魔のオルリー・シュッド、極悪非道のエール・カライブ2

チェックインの後、まずは日本の家族に電話し、日本向けのフランス外務省ウェブサイトを調べてもらったが、当然ながらそんなビザの規定についてはどこにも書かれていないという。
それからパリの日本大使館に勤める親しい友人に電話。
領事部の人に相談してみると請け合ってくれ、間もなく折り返し電話があって、今すぐ大使館まで来るように言われる。
もうフラフラだったけれど考えつくかぎりの夏服を重ね着した奇妙な格好で4度もメトロを乗り換え、小1時間かけてクールセルの大使館まで行った(来たことがある場所なのに、前と同じく駅から20分ぐらい道に迷った)。
領事部には日本人の女性と日本語ペラペラのフランス人女性がいて、こちらの話を聞くと「そんなことは絶対にありえない」と断言する。
そしてすぐさまフランス人のほうが奥へ行ってエール・カライブの市内にあるオフィスに電話し、抗議してくれる。
しばらくして窓口に呼ばれた。

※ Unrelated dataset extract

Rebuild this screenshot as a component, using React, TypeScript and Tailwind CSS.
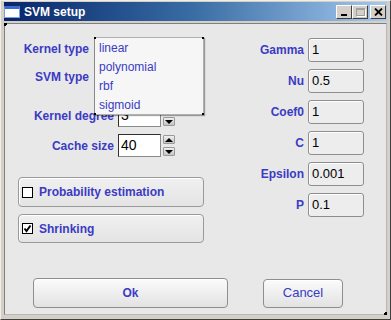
import type { ReactNode } from 'react';

const font = { fontFamily: '"Liberation Sans", Arial, sans-serif' };

const SpinButton = ({ dir }: { dir: 'up' | 'down' }) => (
  <div className="w-[12px] h-[9px] bg-gradient-to-b from-[#f0f0f0] to-[#c4c4c4] border border-[#9a9a9a] rounded-[1px] flex items-center justify-center">
    {dir === 'up' ? (
      <div className="w-0 h-0 border-l-[4px] border-r-[4px] border-b-[4px] border-l-transparent border-r-transparent border-b-black" />
    ) : (
      <div className="w-0 h-0 border-l-[4px] border-r-[4px] border-t-[4px] border-l-transparent border-r-transparent border-t-black" />
    )}
  </div>
);

const SpinField = ({ value }: { value: string }) => (
  <div className="flex items-center gap-[2px]">
    <div className="w-[43px] h-[23px] bg-white border border-t-[#303030] border-l-[#303030] border-r-[#8a8a8a] border-b-[#8a8a8a] flex items-center pl-[2px] text-[14px] text-black">
      {value}
    </div>
    <div className="flex flex-col gap-[3px]">
      <SpinButton dir="up" />
      <SpinButton dir="down" />
    </div>
  </div>
);

const Field = ({ label, value }: { label: string; value: string }) => (
  <div className="flex items-center h-[24px]">
    <div className="w-[64px] text-right font-bold text-[12px] text-[#3b3bc4]">{label}</div>
    <div className="ml-[4px] w-[56px] h-[24px] rounded-[3px] border border-[#8e8e8e] bg-[#ededed] shadow-[inset_1px_1px_0_#ffffff] flex items-center pl-[3px] text-[13px] text-black">
      {value}
    </div>
  </div>
);

const Panel = ({ children, h }: { children: ReactNode; h: string }) => (
  <div
    className={`${h} w-[186px] rounded-[4px] border border-[#9a9a9a] bg-gradient-to-b from-[#f0f0f0] to-[#e4e4e4] shadow-[inset_1px_1px_0_#ffffff] flex items-center pl-[3px] gap-[6px]`}
  >
    {children}
  </div>
);

export default function App() {
  return (
    <div
      style={font}
      className="w-[391px] h-[320px] bg-[#d4d0c8] border border-t-[#f0eee8] border-l-[#f0eee8] border-r-[#404040] border-b-[#404040] pt-[1px] pl-[3px] pr-[3px] select-none"
    >
      {/* title bar */}
      <div className="h-[19px] flex items-center bg-gradient-to-r from-[#0a246a] via-[#3a6ea5] to-[#a6caf0] pl-[0px] pr-[1px]">
        <div className="w-[16px] h-[12px] bg-white border-t-[3px] border-[#3a6ad4] border-x border-b border-x-[#7a9ee0] border-b-[#7a9ee0] ml-[0px]" />
        <span className="ml-[4px] text-white font-bold text-[12px]">SVM setup</span>
        <div className="ml-auto flex items-center">
          <div className="w-[16px] h-[14px] bg-[#d4d0c8] border border-t-white border-l-white border-r-[#404040] border-b-[#404040] flex items-end justify-center pb-[2px]">
            <div className="w-[6px] h-[2px] bg-black" />
          </div>
          <div className="w-[16px] h-[14px] bg-[#d4d0c8] border border-t-white border-l-white border-r-[#404040] border-b-[#404040] flex items-center justify-center">
            <div className="w-[9px] h-[8px] border border-[#a0a0a0] border-t-2 shadow-[1px_1px_0_#ffffff]" />
          </div>
          <div className="ml-[2px] w-[16px] h-[14px] bg-[#d4d0c8] border border-t-white border-l-white border-r-[#404040] border-b-[#404040] flex items-center justify-center">
            <svg width="9" height="8" viewBox="0 0 9 8">
              <path d="M1 0.5 L8 7.5 M8 0.5 L1 7.5" stroke="black" strokeWidth="1.8" />
            </svg>
          </div>
        </div>
      </div>

      {/* client area */}
      <div className="relative mt-[2px] h-[292px] bg-[#e8e8e8] border border-t-[#808080] border-l-[#808080] border-r-[#b8b8b8] border-b-[#b8b8b8] flex flex-col">
        <div className="absolute -left-[1px] -top-[1px] w-[3px] h-[3px] border-l-2 border-t-2 border-black" />
        <div className="absolute -right-[1px] -bottom-[1px] w-[3px] h-[3px] border-r-2 border-b-2 border-black" />

        <div className="flex">
          {/* left column */}
          <div className="ml-[13px] pt-[13px] w-[186px] flex flex-col">
            <div className="flex items-center h-[24px]">
              <div className="w-[71px] text-right font-bold text-[12px] text-[#3b3bc4]">Kernel type</div>
              <div className="relative ml-[4px] w-[111px] h-[24px]">
                <div className="absolute z-10 left-[1px] top-0 w-[110px] h-[78px] bg-[#f6f6f6] border border-[#b0b0b0] border-l-[#8a8a8a] shadow-[1px_1px_1px_rgba(0,0,0,0.35)] flex flex-col pt-[1px] text-[12px] text-[#3b3bc4]">
                  <div className="absolute -left-[1px] -top-[1px] w-[2px] h-[2px] bg-black" />
                  <div className="absolute -right-[1px] -top-[1px] w-[2px] h-[2px] bg-black" />
                  <div className="absolute -left-[1px] -bottom-[1px] w-[2px] h-[2px] bg-black" />
                  <div className="absolute -right-[1px] -bottom-[1px] w-[2px] h-[2px] bg-black" />
                  <div className="h-[19px] pl-[4px] flex items-center">linear</div>
                  <div className="h-[19px] pl-[4px] flex items-center">polynomial</div>
                  <div className="h-[19px] pl-[4px] flex items-center">rbf</div>
                  <div className="h-[19px] pl-[4px] flex items-center">sigmoid</div>
                </div>
              </div>
            </div>
            <div className="mt-[4px] flex items-center h-[24px]">
              <div className="w-[71px] text-right font-bold text-[12px] text-[#3b3bc4]">SVM type</div>
            </div>
            <div className="mt-[15px] flex items-center h-[23px]">
              <div className="w-[96px] text-right font-bold text-[12px] text-[#3b3bc4]">Kernel degree</div>
              <div className="ml-[4px]">
                <SpinField value="3" />
              </div>
            </div>
            <div className="mt-[7px] flex items-center h-[23px]">
              <div className="w-[96px] text-right font-bold text-[12px] text-[#3b3bc4]">Cache size</div>
              <div className="ml-[4px]">
                <SpinField value="40" />
              </div>
            </div>

            <div className="mt-[20px]">
              <Panel h="h-[30px]">
                <div className="w-[11px] h-[11px] bg-white border border-black" />
                <span className="font-bold text-[12px] text-[#3b3bc4]">Probability estimation</span>
              </Panel>
            </div>
            <div className="mt-[7px]">
              <Panel h="h-[29px]">
                <div className="w-[11px] h-[11px] bg-white border border-black flex items-center justify-center">
                  <svg width="9" height="9" viewBox="0 0 9 9">
                    <path d="M1.5 4.5 L3.5 7 L7.5 1.5" stroke="black" strokeWidth="2" fill="none" />
                  </svg>
                </div>
                <span className="font-bold text-[12px] text-[#3b3bc4]">Shrinking</span>
              </Panel>
            </div>
          </div>

          {/* right column */}
          <div className="ml-[36px] pt-[14px] flex flex-col gap-[7px]">
            <Field label="Gamma" value="1" />
            <Field label="Nu" value="0.5" />
            <Field label="Coef0" value="1" />
            <Field label="C" value="1" />
            <Field label="Epsilon" value="0.001" />
            <Field label="P" value="0.1" />
          </div>
        </div>

        {/* buttons */}
        <div className="mt-auto mb-[6px] ml-[28px] flex items-center gap-[35px]">
          <button className="w-[195px] h-[30px] rounded-[4px] border border-[#8e8e8e] bg-gradient-to-b from-[#fbfbfb] to-[#e2e2e2] shadow-[inset_0_1px_0_#ffffff] font-bold text-[12px] text-[#3b3bc4]">
            Ok
          </button>
          <button className="w-[80px] h-[29px] rounded-[4px] border border-[#8e8e8e] bg-gradient-to-b from-[#fbfbfb] to-[#e2e2e2] shadow-[inset_0_1px_0_#ffffff] text-[13px] text-[#3b3bc4]">
            Cancel
          </button>
        </div>
      </div>
    </div>
  );
}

オフィスの担当者はビザ・シェンゲンの規定をもともと了解しており、私の顧客番号に当人にビザが不要な旨、コメントを残すと約束したそうだ。
さらに領事部の人は、外国人に必要なビザにかんするフランス外務省の規約文書のコピーを渡してくれ(もちろん日本人にビザはいらないと書いてある)、「あとは明日朝一でオルリーに行って、このコピーを武器になんとか自分で交渉してみてください」とのことだった。
まだ解決したわけじゃないけれど、なんと心強い!
さっきまでの恐怖とある種のマインド・コントロールがかなりの度合いで溶けてゆく。

ところで「Visa Shengen」というのは通称のようで、フランスを含むヨーロッパ24カ国を指す「espace Shengen」からその名が来ているようだ。要はヨーロッパとその領土に立ち入る際、ヨーロッパ人および外国人にかかわってくるビザのこと。
フランス外務省公式ウェブサイトの「Les étrangers titulaires d’un passeport ordinaire dispensés de l’obligation de visa」の箇所にその詳細が書かれている。
http://www.diplomatie.gouv.fr/fr/article_imprim.php3?id_article=70210
もちろんここには、フランス本土(1)でもフランスの海外県および海外領土(2)でも、90日以内の短期滞在の場合、日本人は韓国やメキシコやアメリカ合衆国シンガポールやオーストラリア人と同様、ビザが必要でないことが明記されている。

当然のようにその晩熱が出てしまい、翌朝動けなかったら終わりだと思ったが、パブロンが効いたのか、朝になると熱がひいていて助かった。
前日とまったく同じようにオルリー・シュッドのエール・カライブ・カウンターを訪ねる。
「今日一番の便に乗りたいんですけど」と言うと、昨日もいた男性職員がこちらの顔を認めてうって変わったような態度。外務省文書のコピーを出すまでもない。
そこからはなんともスムーズに出発できた。
搭乗カウンターに昨日の男がいたら抗議しようと思っていたが、全員の顔ぶれが違う。
パスポート・チェックの時ひとりが「あ、日本人はビザいるんだっけ」と隣の職員に呟いたのですかさず横から「スネパネセセール!」(いらないんだよ!)と鼻の穴を膨らませて噛みつくように言ったが、聞かれた職員はこちらの声を無視して「日本人はいらない、いらない」と軽く答え、嘘のように感じよく通してくれる。
昨日の事件について全員に通達がいっているとは到底思えないのだが、搭乗手続きの職員もなぜか全員にこやかで、みんな笑顔で「ボンボワイヤージュ!」。
どうしたことか、一日違うだけで世界が変わっている。

ということで、一日遅れでマルチニックに出発することができ、心配していた宿主も二度もラマンタン・エメ・セゼール空港まで迎えに来てくれた。ここからは楽しすぎる一週間が始まるのだが、11日にパリに戻って再び怒り狂うことになる。